By bending over backward to flatter and please Trump without so much as a nod to Iranian interests, Europe is sending a strong signal to Tehran that it will not risk a conflagration with the United States on this issue. If broad-based economic sanctions are back on the table, and Europe is not willing to protect businesses seeking to do business with Iran, then Iran might not see any benefit to continuing to adhere to the strict terms of the agreement. This appears to be how things are playing out right now.
Finally, there are the Israelis. Liberman’s visit will not be as publicized as the other two have been. He is unlikely him to make any major media appearances while he’s in town. As of the moment, his only scheduled public appearance is a discussion at the right-wing/neoconservative Washington Institute for Near East Policy (WINEP) on Friday, where he’s unlikely to face much pushback from a sympathetic moderator and a mostly like-minded audience.

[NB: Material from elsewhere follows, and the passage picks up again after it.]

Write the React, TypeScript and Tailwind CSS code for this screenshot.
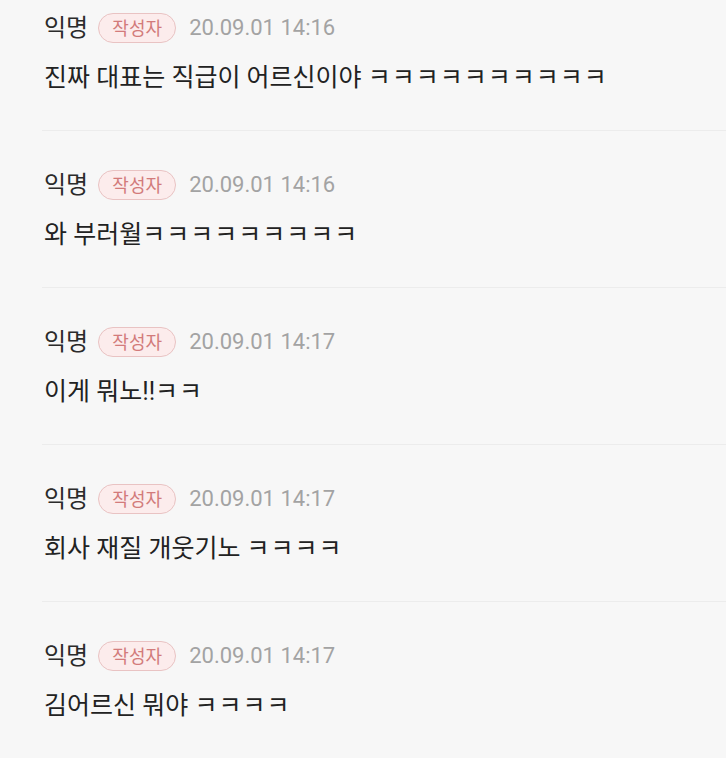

As with so much of the Trump administration, the real action is taking place behind the scenes. Liberman cleverly planned his visit on the tail end of Macron and Zarif’s. More importantly, he is prioritizing private meetings with two of Trump’s most influential advisors over splashy media spectacles. The danger of Liberman’s trip lies not so much in the substance of the discussion but in its aftermath. The Israelis, like the rest of the world, are fully aware at this point of Trump’s proclivity to agree with the last thing anyone has said to him. Bolton will surely convey the Israeli Defense Minister’s concerns to Trump in his next meeting with the President. He will continue to pressure the President over the coming weeks toward exiting the deal, stressing the need to take a harsher line with the Iranians. Liberman and Netanyahu are betting that having these voices repeating their message on loop for a few weeks will have a far greater impact when Trump finally makes his decision in May than any other interaction with the President, no matter how glitzy or glamorous.